» WRITTEN TASK: Only the lines from the top of the listing below to the line that has "</column-browser>" should be echoed, with both ends kept and pictures left out.

» SUPPLIED INFORMATION:

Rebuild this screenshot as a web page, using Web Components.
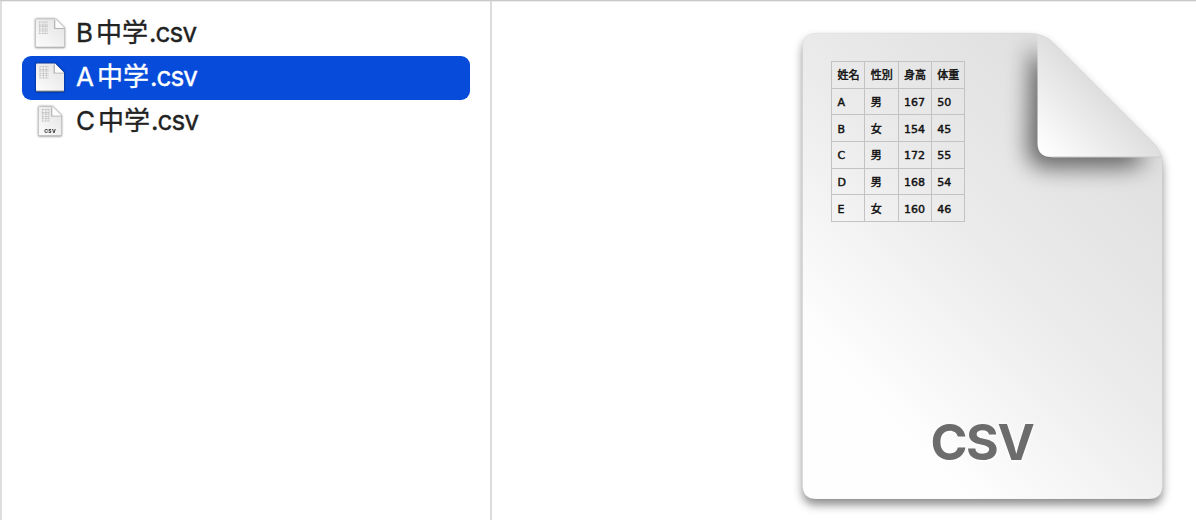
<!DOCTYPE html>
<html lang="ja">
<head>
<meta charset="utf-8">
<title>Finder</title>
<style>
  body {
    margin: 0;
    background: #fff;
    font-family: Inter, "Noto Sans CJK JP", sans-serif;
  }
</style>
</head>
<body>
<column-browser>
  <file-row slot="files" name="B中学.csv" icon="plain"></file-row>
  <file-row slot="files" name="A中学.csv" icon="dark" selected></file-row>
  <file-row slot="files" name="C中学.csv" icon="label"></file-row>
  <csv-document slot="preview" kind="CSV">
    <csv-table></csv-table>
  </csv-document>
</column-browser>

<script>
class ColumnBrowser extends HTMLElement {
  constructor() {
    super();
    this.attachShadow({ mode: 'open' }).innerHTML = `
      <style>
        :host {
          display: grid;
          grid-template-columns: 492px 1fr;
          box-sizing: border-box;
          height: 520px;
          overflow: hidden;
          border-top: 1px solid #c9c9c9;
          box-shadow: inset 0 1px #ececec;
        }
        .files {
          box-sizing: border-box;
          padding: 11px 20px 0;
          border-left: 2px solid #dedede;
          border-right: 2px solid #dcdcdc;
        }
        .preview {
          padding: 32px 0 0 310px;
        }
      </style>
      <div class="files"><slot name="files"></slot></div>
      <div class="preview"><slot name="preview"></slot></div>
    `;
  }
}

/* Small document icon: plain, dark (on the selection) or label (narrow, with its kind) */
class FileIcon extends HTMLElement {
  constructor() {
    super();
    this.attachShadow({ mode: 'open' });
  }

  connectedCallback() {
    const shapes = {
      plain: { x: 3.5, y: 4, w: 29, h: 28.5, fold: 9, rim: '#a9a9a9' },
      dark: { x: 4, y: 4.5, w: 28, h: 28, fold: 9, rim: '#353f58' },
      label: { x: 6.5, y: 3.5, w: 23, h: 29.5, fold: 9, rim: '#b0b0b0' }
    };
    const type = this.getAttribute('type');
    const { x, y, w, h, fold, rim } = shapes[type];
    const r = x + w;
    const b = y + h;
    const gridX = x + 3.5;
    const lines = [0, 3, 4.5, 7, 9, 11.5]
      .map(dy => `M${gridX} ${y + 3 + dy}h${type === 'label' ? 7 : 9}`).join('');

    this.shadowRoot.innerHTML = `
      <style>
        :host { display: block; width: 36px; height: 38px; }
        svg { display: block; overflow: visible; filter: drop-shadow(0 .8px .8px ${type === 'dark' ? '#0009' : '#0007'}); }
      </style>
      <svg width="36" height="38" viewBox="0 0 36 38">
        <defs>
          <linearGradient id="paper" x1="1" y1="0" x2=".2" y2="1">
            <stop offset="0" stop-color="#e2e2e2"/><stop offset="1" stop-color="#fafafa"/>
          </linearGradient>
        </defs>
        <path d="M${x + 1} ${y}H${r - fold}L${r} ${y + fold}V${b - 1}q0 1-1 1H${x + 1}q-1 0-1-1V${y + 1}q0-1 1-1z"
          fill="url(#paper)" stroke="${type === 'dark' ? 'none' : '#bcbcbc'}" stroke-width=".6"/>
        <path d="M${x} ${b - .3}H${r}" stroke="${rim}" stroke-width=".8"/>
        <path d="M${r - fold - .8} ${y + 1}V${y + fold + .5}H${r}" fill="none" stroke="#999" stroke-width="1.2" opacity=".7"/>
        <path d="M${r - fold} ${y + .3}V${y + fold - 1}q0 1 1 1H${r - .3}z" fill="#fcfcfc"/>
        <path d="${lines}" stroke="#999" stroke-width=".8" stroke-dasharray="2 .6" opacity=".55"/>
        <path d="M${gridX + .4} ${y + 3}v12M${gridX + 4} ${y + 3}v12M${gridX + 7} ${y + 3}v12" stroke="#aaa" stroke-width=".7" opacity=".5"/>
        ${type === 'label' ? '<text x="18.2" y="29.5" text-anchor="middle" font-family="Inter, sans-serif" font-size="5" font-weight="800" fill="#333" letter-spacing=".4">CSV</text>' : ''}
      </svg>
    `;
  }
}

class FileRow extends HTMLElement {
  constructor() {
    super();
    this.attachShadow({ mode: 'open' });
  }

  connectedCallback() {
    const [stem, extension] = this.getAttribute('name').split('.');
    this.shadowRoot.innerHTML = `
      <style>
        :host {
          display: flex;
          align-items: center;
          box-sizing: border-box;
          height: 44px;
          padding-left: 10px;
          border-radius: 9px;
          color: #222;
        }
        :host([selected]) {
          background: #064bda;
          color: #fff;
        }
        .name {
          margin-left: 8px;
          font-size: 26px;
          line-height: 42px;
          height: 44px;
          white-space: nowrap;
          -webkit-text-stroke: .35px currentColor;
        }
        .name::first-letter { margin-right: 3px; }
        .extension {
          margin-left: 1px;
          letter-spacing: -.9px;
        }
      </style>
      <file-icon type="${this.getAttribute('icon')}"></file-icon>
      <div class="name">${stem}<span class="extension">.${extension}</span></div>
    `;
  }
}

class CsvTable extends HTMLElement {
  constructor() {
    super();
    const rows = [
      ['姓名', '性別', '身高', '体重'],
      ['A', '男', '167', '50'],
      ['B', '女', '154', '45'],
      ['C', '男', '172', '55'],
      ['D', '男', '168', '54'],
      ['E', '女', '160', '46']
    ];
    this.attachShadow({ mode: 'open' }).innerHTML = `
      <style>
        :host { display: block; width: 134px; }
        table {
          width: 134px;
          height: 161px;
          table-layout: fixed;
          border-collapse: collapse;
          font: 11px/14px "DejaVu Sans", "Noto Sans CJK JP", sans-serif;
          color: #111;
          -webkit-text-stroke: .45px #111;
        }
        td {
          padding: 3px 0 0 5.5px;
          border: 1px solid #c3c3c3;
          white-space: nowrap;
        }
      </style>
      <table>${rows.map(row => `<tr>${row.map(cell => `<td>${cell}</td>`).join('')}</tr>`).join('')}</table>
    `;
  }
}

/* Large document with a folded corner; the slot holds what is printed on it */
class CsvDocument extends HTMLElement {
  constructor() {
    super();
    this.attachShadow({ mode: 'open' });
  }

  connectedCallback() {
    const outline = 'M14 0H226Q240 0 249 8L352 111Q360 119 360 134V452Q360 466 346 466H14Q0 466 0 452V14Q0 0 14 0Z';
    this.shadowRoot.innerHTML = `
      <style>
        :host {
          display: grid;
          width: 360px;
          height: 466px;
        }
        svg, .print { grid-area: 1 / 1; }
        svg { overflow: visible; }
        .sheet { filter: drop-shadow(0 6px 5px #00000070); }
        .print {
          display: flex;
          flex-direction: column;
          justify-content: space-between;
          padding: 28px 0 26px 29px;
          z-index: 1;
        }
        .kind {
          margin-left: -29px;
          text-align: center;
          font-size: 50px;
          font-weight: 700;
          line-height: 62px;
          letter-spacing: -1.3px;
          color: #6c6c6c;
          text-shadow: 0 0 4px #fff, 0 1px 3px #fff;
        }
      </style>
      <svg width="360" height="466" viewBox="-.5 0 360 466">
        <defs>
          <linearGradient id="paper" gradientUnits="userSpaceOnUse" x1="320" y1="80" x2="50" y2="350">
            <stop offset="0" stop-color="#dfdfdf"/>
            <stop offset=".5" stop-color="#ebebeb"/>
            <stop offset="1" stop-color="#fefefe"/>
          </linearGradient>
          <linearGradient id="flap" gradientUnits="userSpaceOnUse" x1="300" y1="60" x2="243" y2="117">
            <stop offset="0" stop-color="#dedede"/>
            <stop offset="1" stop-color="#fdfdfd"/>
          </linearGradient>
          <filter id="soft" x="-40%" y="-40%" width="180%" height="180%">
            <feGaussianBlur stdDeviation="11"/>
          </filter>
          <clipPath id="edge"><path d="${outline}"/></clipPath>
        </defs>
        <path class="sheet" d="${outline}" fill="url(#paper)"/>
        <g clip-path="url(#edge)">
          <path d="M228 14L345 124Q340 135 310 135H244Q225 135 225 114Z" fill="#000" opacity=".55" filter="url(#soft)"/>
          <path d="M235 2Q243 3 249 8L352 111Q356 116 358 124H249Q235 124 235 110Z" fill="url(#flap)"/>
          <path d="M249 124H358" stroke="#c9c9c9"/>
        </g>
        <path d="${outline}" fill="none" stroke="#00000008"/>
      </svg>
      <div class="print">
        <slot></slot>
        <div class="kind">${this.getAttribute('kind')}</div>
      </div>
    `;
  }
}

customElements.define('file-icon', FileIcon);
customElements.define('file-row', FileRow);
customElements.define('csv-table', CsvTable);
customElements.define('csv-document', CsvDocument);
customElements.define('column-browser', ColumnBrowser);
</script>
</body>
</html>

» ANSWER TO THE PROBLEM:
Rebuild this screenshot as a web page, using Web Components.
<!DOCTYPE html>
<html lang="ja">
<head>
<meta charset="utf-8">
<title>Finder</title>
<style>
  body {
    margin: 0;
    background: #fff;
    font-family: Inter, "Noto Sans CJK JP", sans-serif;
  }
</style>
</head>
<body>
<column-browser>
  <file-row slot="files" name="B中学.csv" icon="plain"></file-row>
  <file-row slot="files" name="A中学.csv" icon="dark" selected></file-row>
  <file-row slot="files" name="C中学.csv" icon="label"></file-row>
  <csv-document slot="preview" kind="CSV">
    <csv-table></csv-table>
  </csv-document>
</column-browser>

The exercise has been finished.